[Stored data]
========================================================================

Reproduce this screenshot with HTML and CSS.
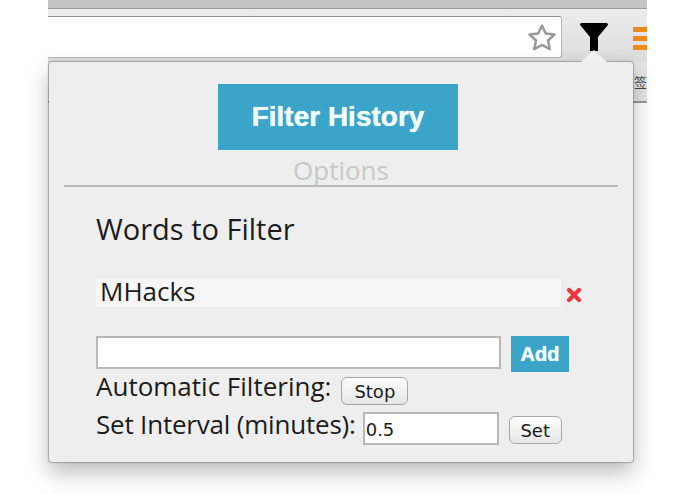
FILE: index.html
```html
<!DOCTYPE html>
<html lang="en">
<head>
    <meta charset="UTF-8">
    <title>Filter History</title>
    <link rel="stylesheet" href="styles.css">
</head>
<body>
    <div class="browser">
        <div class="tabStrip"></div>
        <div class="toolbar">
            <div class="omnibox">
                <svg class="star" width="30" height="30" viewBox="0 0 30 30">
                    <path d="M15 2.500l3.700 8 8.800 1-6.500 6 1.800 8.700-7.800-4.400-7.800 4.400 1.800-8.700-6.500-6 8.800-1z" fill="#fff" stroke="#9a9a9a" stroke-width="2.500" stroke-linejoin="round"/>
                </svg>
            </div>
            <svg class="funnel" width="28" height="28" viewBox="0 0 28 28">
                <path d="M1.500 0h25a1.500 1.500 0 0 1 1.200 2.300L18 14v14h-8V14L.3 2.300A1.500 1.500 0 0 1 1.500 0z" fill="#000"/>
            </svg>
            <div class="menuIcon">
                <span></span><span></span><span></span>
            </div>
        </div>
        <div class="bookmarks"><span class="bookmarkText">签</span></div>
    </div>

    <div class="popup">
        <div class="arrow"></div>
        <div class="top">
            <div class="titleBtn">Filter History</div>
            <div class="options">Options</div>
        </div>
        <div class="content">
            <h2>Words to Filter</h2>
            <div class="wordRow">
                <div class="word">MHacks</div>
                <svg class="remove" width="16" height="16" viewBox="0 0 16 16">
                    <path d="M3 3l10 10M13 3L3 13" stroke="#f0333c" stroke-width="4.200" stroke-linecap="round"/>
                </svg>
            </div>
            <div class="addRow">
                <input type="text" class="addInput">
                <button class="addBtn">Add</button>
            </div>
            <div class="autoRow">
                <span>Automatic Filtering:</span>
                <button class="smallBtn stopBtn">Stop</button>
            </div>
            <div class="intervalRow">
                <span>Set Interval (minutes):</span>
                <input type="text" class="intervalInput" value="0.5">
                <button class="smallBtn setBtn">Set</button>
            </div>
        </div>
    </div>
</body>
</html>
```

FILE: styles.css
```css
body{
    margin: 0;
    background-color: white;
    height: 494px;
    overflow: hidden;
    position: relative;
}
.browser{
    margin-left: 48px;
    width: 599px;
}
.tabStrip{
    height: 8px;
    background-color: #c5c5c5;
    border-bottom: 1px solid #9c9c9c;
}
.toolbar{
    display: flex;
    align-items: flex-start;
    height: 53px;
    padding-top: 7px;
    box-sizing: border-box;
    background: linear-gradient(#ececec, #dcdcdc);
}
.omnibox{
    width: 514px;
    height: 42px;
    box-sizing: border-box;
    background-color: white;
    border: 1px solid #b5b5b5;
    border-left: none;
    border-top-color: #8f8f8f;
    border-radius: 0 3px 3px 0;
    display: flex;
    justify-content: flex-end;
    align-items: center;
    padding: 2px 4px 0 0;
}
.funnel{
    margin: 7px 0 0 18px;
}
.menuIcon{
    margin: 11px 0 0 25px;
    width: 14px;
    display: flex;
    flex-direction: column;
    gap: 4px;
}
.menuIcon span{
    height: 5px;
    background-color: #ee8a1c;
}
.bookmarks{
    height: 39px;
    background-color: #e4e4e4;
    border-bottom: 2px solid #9a9a9a;
    display: flex;
    justify-content: flex-end;
    align-items: center;
}
.bookmarkText{
    font-family: "Noto Sans CJK SC", sans-serif;
    font-size: 13px;
    color: #444;
}
.popup{
    position: absolute;
    left: 49px;
    top: 62px;
    width: 584px;
    height: 400px;
    box-sizing: border-box;
    background-color: #eeeeee;
    border-radius: 3px;
    box-shadow: 0 0 1px 1px rgba(120,120,120,.55), 0 10px 22px rgba(0,0,0,.28);
    font-family: "Open Sans", sans-serif;
    color: #1c1c1c;
}
.arrow{
    position: absolute;
    left: 532px;
    top: -12px;
    border-left: 13px solid transparent;
    border-right: 13px solid transparent;
    border-bottom: 12px solid #f2f2f2;
}
.top{
    margin: 0 15px;
    padding-top: 22px;
    height: 125px;
    box-sizing: border-box;
    border-bottom: 2px solid #b9b9b9;
    display: flex;
    flex-direction: column;
    align-items: center;
}
.titleBtn{
    width: 240px;
    height: 66px;
    flex-shrink: 0;
    margin-right: 6px;
    background-color: #3ba4c9;
    color: #f2ffff;
    font-family: "Liberation Sans", sans-serif;
    font-weight: bold;
    font-size: 28px;
    text-shadow: 0 0 1px #f2ffff;
    display: flex;
    justify-content: center;
    align-items: center;
}
.options{
    font-size: 26px;
    line-height: 30px;
    margin-top: 5px;
    color: #c8c8c8;
}
.content{
    padding: 24px 0 0 47px;
}
h2{
    margin: 0;
    font-weight: normal;
    font-size: 29px;
    line-height: 36px;
}
.wordRow{
    display: flex;
    align-items: center;
    margin-top: 32px;
}
.word{
    width: 465px;
    height: 28px;
    line-height: 25px;
    padding-left: 4px;
    box-sizing: border-box;
    background-color: #f6f6f6;
    font-size: 26px;
}
.remove{
    margin: 3px 0 0 5px;
}
.addRow{
    display: flex;
    align-items: flex-start;
    margin-top: 29px;
}
.addInput{
    width: 405px;
    height: 33px;
    box-sizing: border-box;
    border: 2px solid #b8b8b8;
    background-color: white;
    margin: 0;
}
.addBtn{
    margin-left: 10px;
    width: 58px;
    height: 36px;
    border: none;
    padding: 0;
    background-color: #3ba4c9;
    color: #f2ffff;
    font-family: "Liberation Sans", sans-serif;
    font-weight: bold;
    font-size: 20px;
    text-shadow: 0 0 1px #f2ffff;
}
.autoRow{
    display: flex;
    align-items: flex-start;
    font-size: 26px;
    line-height: 32px;
    margin-top: -2px;
}
.intervalRow{
    display: flex;
    align-items: flex-start;
    font-size: 26px;
    letter-spacing: -0.2px;
    line-height: 24px;
    margin-top: 7px;
}
.smallBtn{
    height: 28px;
    padding: 0;
    box-sizing: border-box;
    background: linear-gradient(#fdfdfd, #e6e6e6);
    border: 1px solid #a8a8a8;
    border-radius: 6px;
    font-family: "DejaVu Sans", sans-serif;
    font-size: 18px;
    color: #1c1c1c;
}
.stopBtn{
    width: 67px;
    margin: 7px 0 0 10px;
}
.setBtn{
    width: 53px;
    margin: 4px 0 0 10px;
}
.intervalInput{
    width: 136px;
    height: 33px;
    box-sizing: border-box;
    border: 2px solid #b8b8b8;
    background-color: white;
    margin: 0 0 0 7px;
    padding: 2px 1px 0;
    font-family: "DejaVu Sans", sans-serif;
    font-size: 18px;
    color: #1c1c1c;
}
```
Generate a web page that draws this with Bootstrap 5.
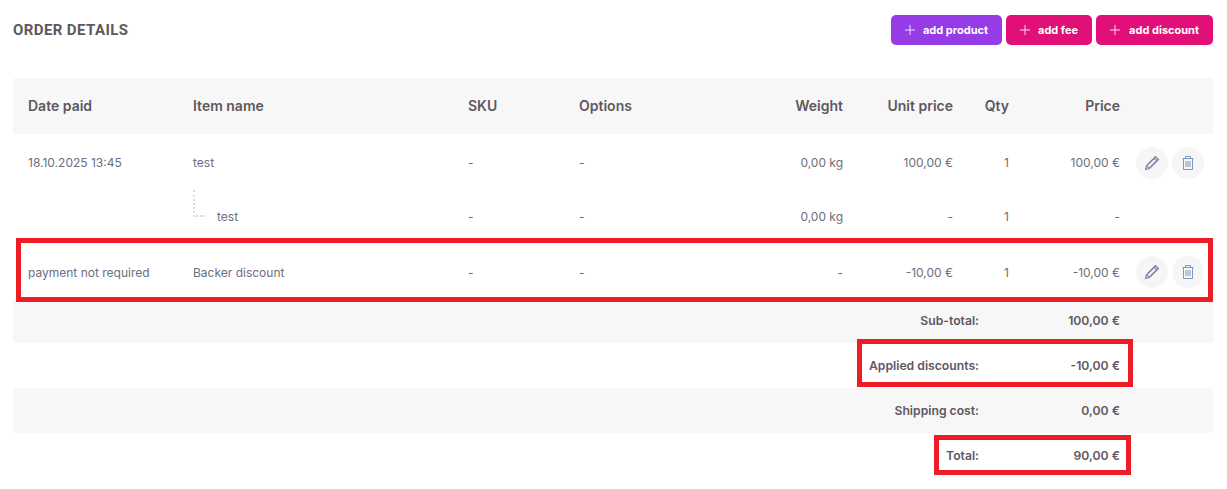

========================================================================

-- TASK OBJECTIVE --
Report the number of lines in the entries above that include the word "with" and add nothing to it.

-- WORKED ANSWER --
2